If the median expectation for this year does shift to two rate cuts, Munoz said, it would suggest they see the recent stronger inflation readings as a “game changer.”
Munoz expects the Fed to start cutting rates at every other policy meeting - or once every quarter, which he said implies a likely delay in the start of the policy easing to September if the central bank reduces the number of rate cuts in 2024 to two.
Either way, Munoz expects policymakers to project a slightly higher inflation rate for 2024, perhaps 2.6% by the Fed’s preferred inflation measure, the personal consumption expenditures price index, up from 2.4% in December.
BALANCE SHEET
Deutsche Bank economists likewise see an upside risk to the Fed’s inflation forecast, and like Munoz they expect the Fed on Wednesday to stick to the projection of three rate cuts for this year, with a start in June. But they also believe sticky inflation likely means central bank policymakers will trim the number of rate cuts they forecast for 2025 to three, from the four seen in December.
“The main message from the March summary of economic projections should be that the Fed will have little tolerance for further upside inflation surprises, and if they were to occur, expectations for policy easing this year will be dialed back (all else being equal),” they wrote.
Other economists caution against reading much at all into the median projections.
Gregory Daco, chief economist at EY, expects the median forecast for rate cuts to downshift to two on Wednesday, but for a resumption of softer inflation readings to require a total of four reductions in borrowing costs this year. By contrast, Tim Duy, chief U.S. economist at SGH Macro Advisors, argues that as many as eight of the Fed’s 19 policymakers could pencil in fewer cuts than they did in December without shifting the median.
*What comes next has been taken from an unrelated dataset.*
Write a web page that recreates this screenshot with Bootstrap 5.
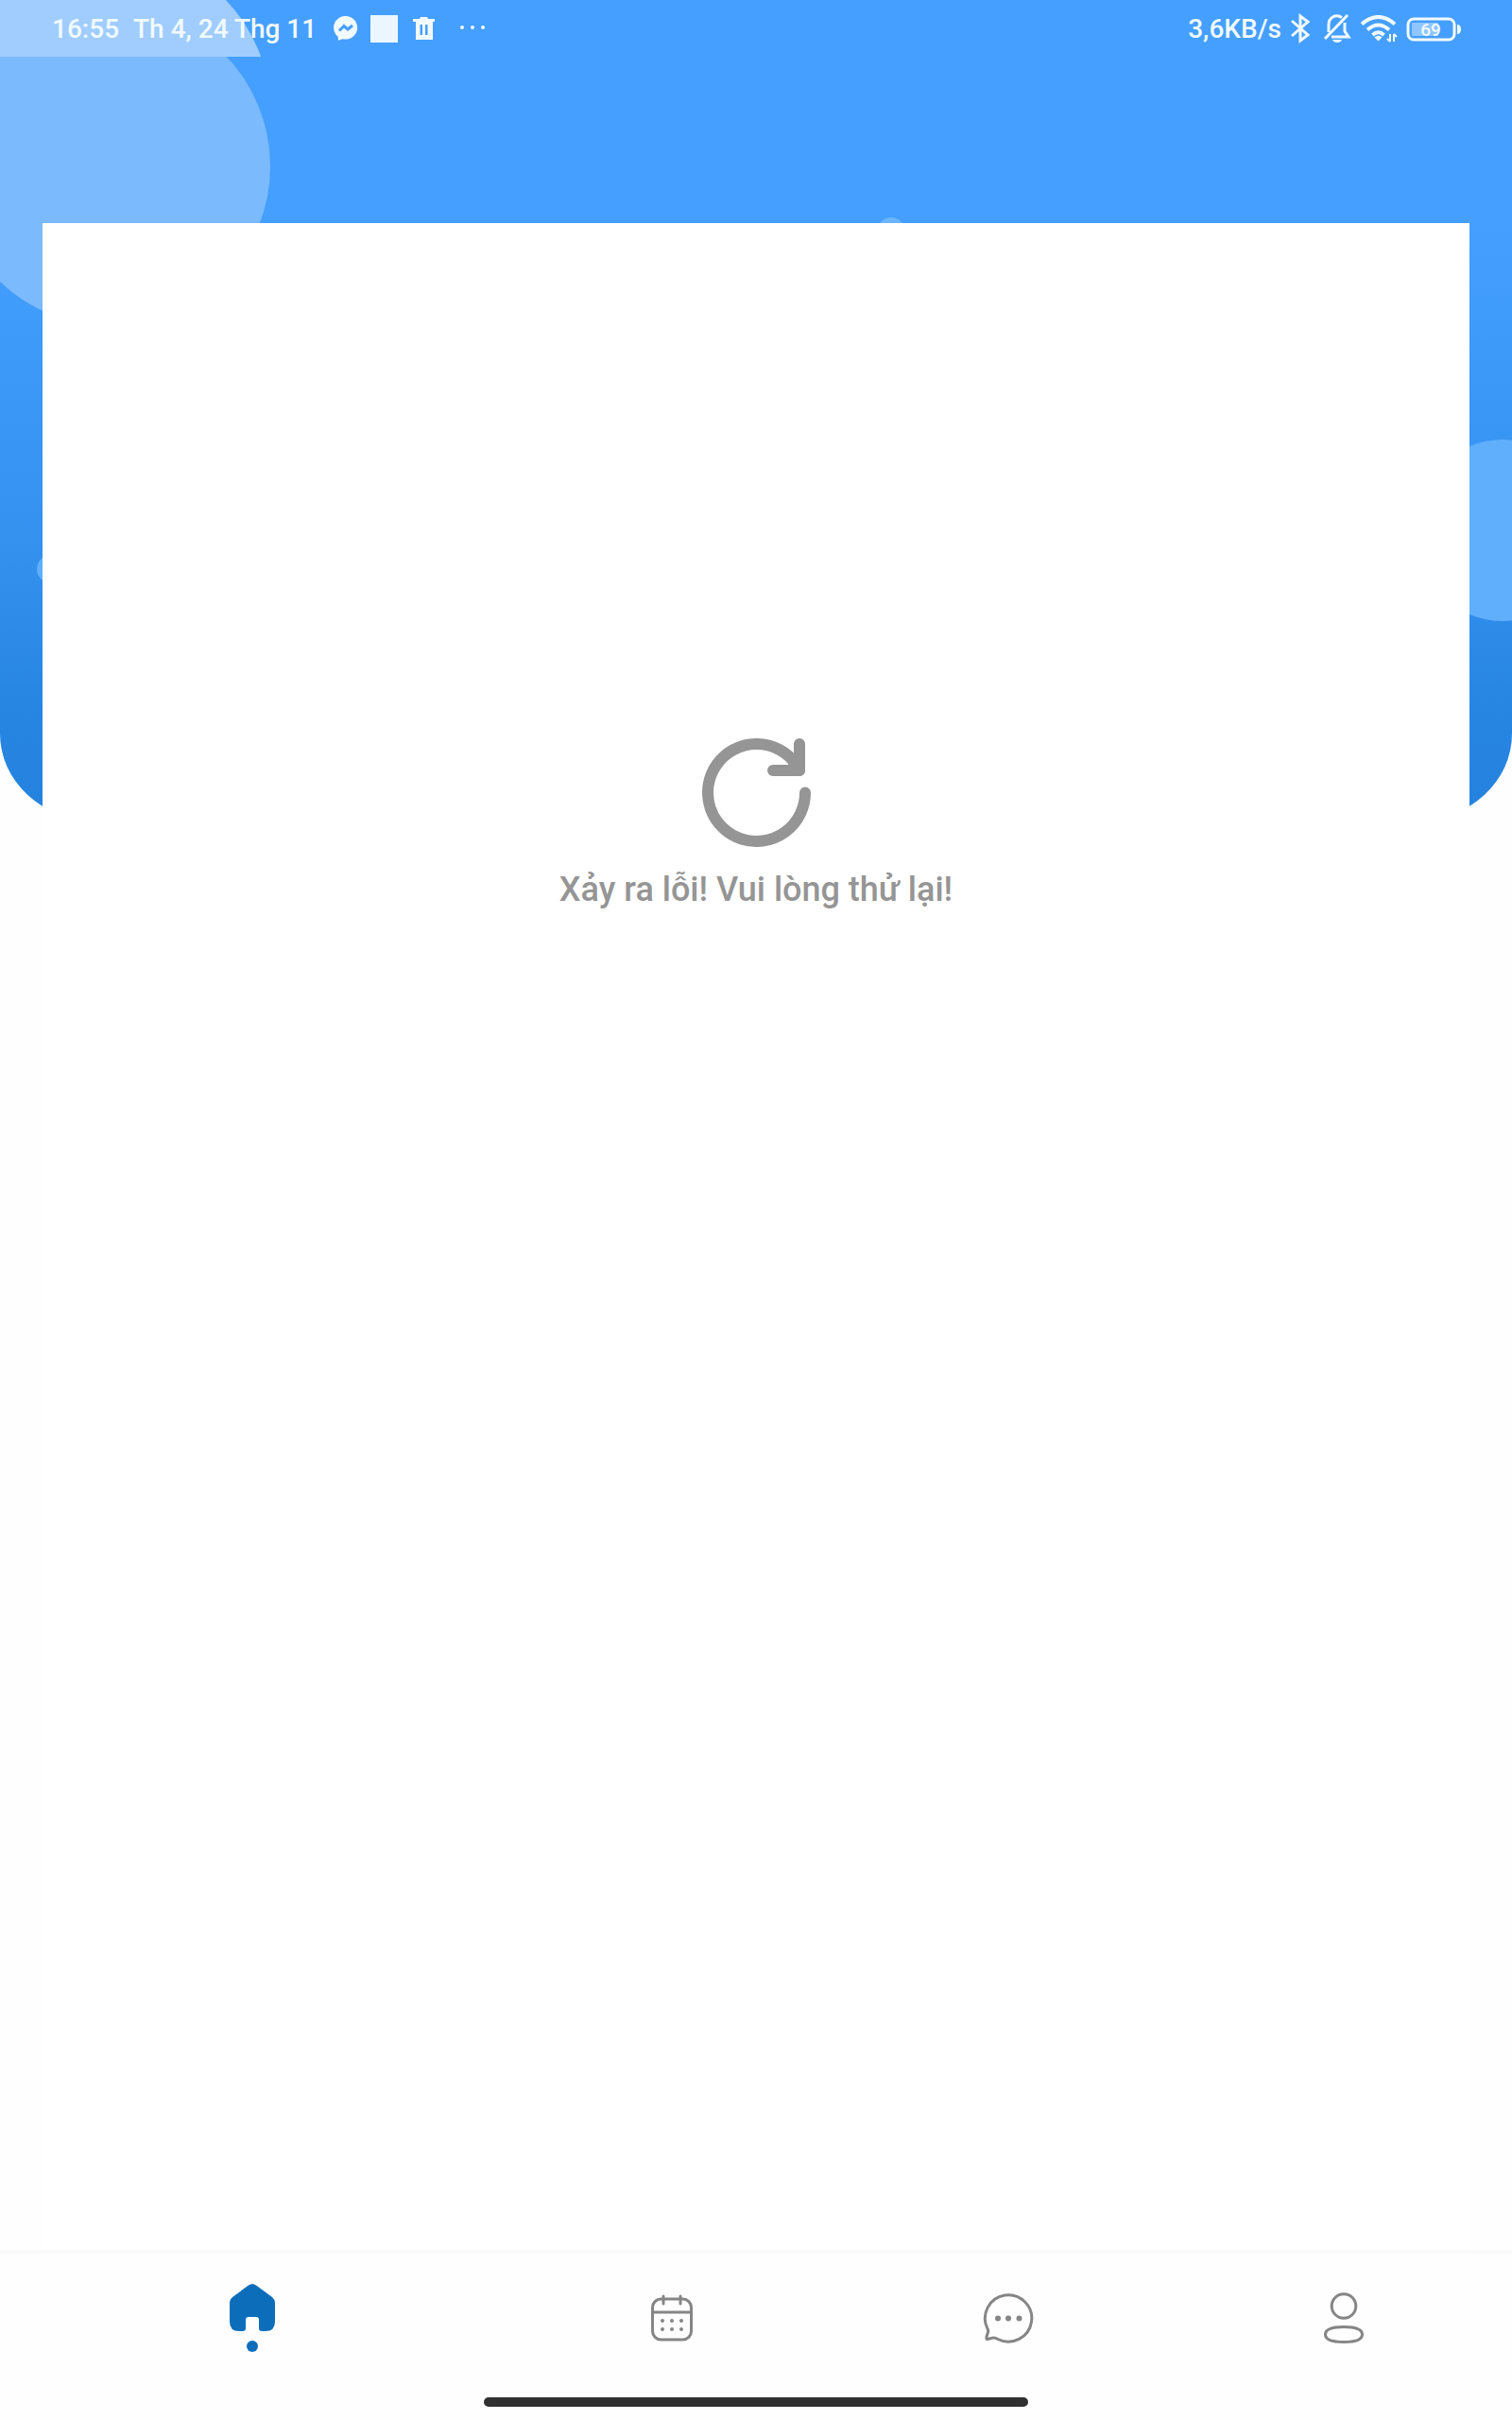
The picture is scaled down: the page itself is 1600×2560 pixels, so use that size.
<!DOCTYPE html>
<html lang="vi">
<head>
<meta charset="utf-8">
<meta name="viewport" content="width=device-width, initial-scale=1">
<title>Trang chủ</title>
<link href="https://cdn.jsdelivr.net/npm/bootstrap@5.3.0/dist/css/bootstrap.min.css" rel="stylesheet">
<style>
  body { background: #fefefe; font-family: Roboto, "Noto Sans", sans-serif; font-weight: 500; }
  svg { display: block; flex: none; }

  /* blue backdrop with bubbles behind the status bar and the panel */
  .backdrop { height: 868px; border-radius: 0 0 100px 100px / 0 0 92px 92px; background: linear-gradient(#459fff 0, #449ffe 240px, #3491ee 580px, #2785e2 760px, #2583df 868px); }
  .bubble { position: absolute; border-radius: 50%; background: #5faffc; }
  .bubble-main { left: -52px; top: 7px; width: 338px; height: 338px; background: #7bbafc; }
  .bubble-side { right: -87px; top: 465px; width: 192px; height: 192px; }
  .bubble-left { left: 39px; top: 587px; width: 30px; height: 30px; }
  .bubble-top { left: 928px; top: 230px; width: 30px; height: 30px; background: #6cb5fd; }
  .status-shade { height: 60px; background: #459fff; }
  .status-shade .bubble-main { top: -52px; background: #a0cdfe; }

  .status-bar { height: 60px; padding: 2px 54px 0 55px; font-size: 28px; line-height: 32px; color: #f1faff; }
  .status-date { margin-left: 15px; margin-right: 18px; }
  .panel { margin: 176px 45px 0; padding-top: 545px; background: #fff; }
  .retry { gap: 24px; color: #959595; font-size: 36px; font-weight: 500; line-height: 42px; }

  .tab-bar { border-top: 4px solid #fafafa; background: #fefefe; }
  .tab-row { height: 136px; }
  .tab-item { flex: 2 1 0; color: #858585; }
  .tab-item.active { flex-grow: 3; gap: 10px; color: #0c6eba; }
  .tab-dot { width: 12px; height: 12px; background: currentColor; }
  .gesture { width: 36%; height: 10px; margin: 16px auto 14px; background: #303030; }
</style>
</head>
<body>
<div class="min-vh-100 d-flex flex-column position-relative">

  <div class="backdrop position-absolute top-0 start-0 w-100 overflow-hidden" aria-hidden="true">
    <span class="bubble bubble-main"></span>
    <span class="bubble bubble-side"></span>
    <span class="bubble bubble-left"></span>
    <span class="bubble bubble-top"></span>
    <div class="status-shade position-relative overflow-hidden"><span class="bubble bubble-main"></span></div>
  </div>

  <header class="status-bar position-relative d-flex align-items-center justify-content-between">
    <div class="d-flex align-items-center">
      <span>16:55</span>
      <span class="status-date">Th 4, 24 Thg 11</span>
      <svg width="26" height="28" viewBox="0 0 26 28"><path fill="currentColor" d="M13 0a12.500 12.300 0 1 1-3.500 24.200L5 25.800 4.600 21.800A12.300 12.300 0 0 1 13 0z"/><path d="M6 15.500l5-5 4 3.500 5-4" fill="none" stroke="#459fff" stroke-width="3"/></svg>
      <svg class="ms-3" width="26" height="31" viewBox="0 0 26 31" overflow="visible"><path fill="#ebf6fe" d="M-3 0h29v29H-3z"/></svg>
      <svg class="ms-3" width="23" height="28" viewBox="0 0 23 28"><path fill="currentColor" fill-rule="evenodd" d="M8 1h7l1 2h7v3h-2v19H3V6H0V3h7zM7.500 9v11h2.500V9zM13 9v11h2.500V9z"/></svg>
      <svg class="ms-4" width="30" height="10" viewBox="0 0 30 10" fill="currentColor"><circle cx="5" cy="3" r="2"/><circle cx="16" cy="3" r="2"/><circle cx="27" cy="3" r="2"/></svg>
    </div>
    <div class="d-flex align-items-center">
      <span>3,6KB/s</span>
      <svg class="ms-2" width="28" height="34" viewBox="2 0 28 34" fill="none" stroke="currentColor" stroke-width="3"><path d="M5 8l17 15-8 6V3l8 6L5 24"/></svg>
      <svg class="ms-2" width="32" height="34" viewBox="0 0 32 34" fill="none" stroke="currentColor" stroke-width="3"><path d="M20 4.500C13 0 6 5 6 12v8M2 27L26 2M9 25h18l-4-6v-9"/><path stroke="none" fill="currentColor" d="M10 28h10q-1 3-5 3t-5-3z"/></svg>
      <svg class="ms-2" width="40" height="30" viewBox="0 0 40 30" fill="none" stroke="currentColor" stroke-width="4"><path d="M1 9.500q17.500-15 35 0M7 15.500q11.500-10 23 0M12.500 21q6-5.500 12 0"/><path stroke="none" fill="currentColor" d="M18.500 27.500l-4-4q4-3.500 8 0z"/><path stroke-width="2" d="M31 20v8M28 25l3 3M35 28v-8M38 23l-3-3"/></svg>
      <svg class="ms-2" width="58" height="26" viewBox="0 0 58 26"><rect x="2" y="2" width="49" height="22" rx="6" fill="none" stroke="currentColor" stroke-width="3"/><path fill="#8fc6ff" d="M6 7q0-1 1-1h27v14H7q-1 0-1-1z"/><path fill="currentColor" d="M54 8q4 0 4 5t-4 5z"/><text x="26" y="20" text-anchor="middle" font-size="19" font-weight="500" fill="currentColor">69</text></svg>
    </div>
  </header>

  <main class="panel position-relative flex-grow-1 d-flex flex-column align-items-center">
    <button type="button" class="retry btn border-0 p-0 d-flex flex-column align-items-center">
      <svg width="115" height="115" viewBox="0 0 115 115" fill="none" stroke="currentColor" stroke-width="12" stroke-linecap="round" stroke-linejoin="round"><path d="M109 57.500A51.500 51.500 0 1 1 99 27"/><path d="M103 6v28H75"/><path d="M96 24l7 10"/></svg>
      <span>Xảy ra lỗi! Vui lòng thử lại!</span>
    </button>
  </main>

  <footer class="tab-bar position-relative">
    <nav class="tab-row d-flex" aria-label="Điều hướng">
      <a href="#" class="tab-item active d-flex flex-column align-items-center justify-content-center" aria-label="Trang chủ" aria-current="page">
        <svg width="48" height="50" viewBox="0 0 48 50" fill="currentColor"><path d="M20 1.500q4-3 8 0L45 14q3 2.500 3 6v20q0 10-10 10h-4q-3 0-3-3V38q0-3-3-3h-8q-3 0-3 3v9q0 3-3 3h-4Q0 50 0 40V20q0-3.500 3-6z"/></svg>
        <span class="tab-dot rounded-circle"></span>
      </a>
      <a href="#" class="tab-item d-flex align-items-center justify-content-center" aria-label="Lịch">
        <svg width="44" height="50" viewBox="0 0 44 50" fill="none" stroke="currentColor" stroke-width="3"><rect x="1.500" y="5" width="41" height="43" rx="9"/><path d="M2 19h40"/><path stroke-linecap="round" d="M13 2v8M31 2v8"/><path stroke-linecap="round" stroke-width="4" d="M12 28h0M22 28h0M32 28h0M12 37h0M22 37h0M32 37h0"/></svg>
      </a>
      <a href="#" class="tab-item d-flex align-items-center justify-content-center" aria-label="Tin nhắn">
        <svg width="54" height="54" viewBox="0 0 54 54" fill="none" stroke="currentColor" stroke-width="3" stroke-linejoin="round"><path d="M5 38.500A24.700 24.700 0 1 1 16 49.500Q12 47 9 48.500L5 49.500Q3.500 50 4 47L5.500 42Q6 40.500 5 38.500z"/><path stroke-linecap="round" stroke-width="6" d="M16 27.500h0M27 27.500h0M38.500 27.500h0"/></svg>
      </a>
      <a href="#" class="tab-item d-flex align-items-center justify-content-center" aria-label="Tài khoản">
        <svg width="44" height="54" viewBox="0 0 44 54" fill="none" stroke="currentColor" stroke-width="3"><circle cx="22" cy="14.500" r="12.800"/><path d="M22 36.500c9 0 19.500 1 19.500 8s-10.500 8-19.500 8-19.500-1-19.500-8 10.500-8 19.500-8z"/></svg>
      </a>
    </nav>
    <div class="gesture rounded-pill"></div>
  </footer>
</div>
<script src="https://cdn.jsdelivr.net/npm/bootstrap@5.3.0/dist/js/bootstrap.bundle.min.js"></script>
</body>
</html>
Most analysts expect few changes to the Fed’s policy statement on Wednesday, but they see more of an emphasis on the need for “careful” adjustments in Fed Chair Jerome Powell’s post-meeting press conference and plenty of hedging around the timing of rate cuts.
Many market participants are also hoping Powell provides a better sense of when the Fed could eventually stop shrinking its roughly $7.6 trillion balance sheet.
To be ready to announce the details of that plan in May and begin slowing reductions in June, as Yelena Shulyatyeva, senior economist at BNP Paribas, predicts is the likely timeline, “they need to do a lot at this meeting,” she said.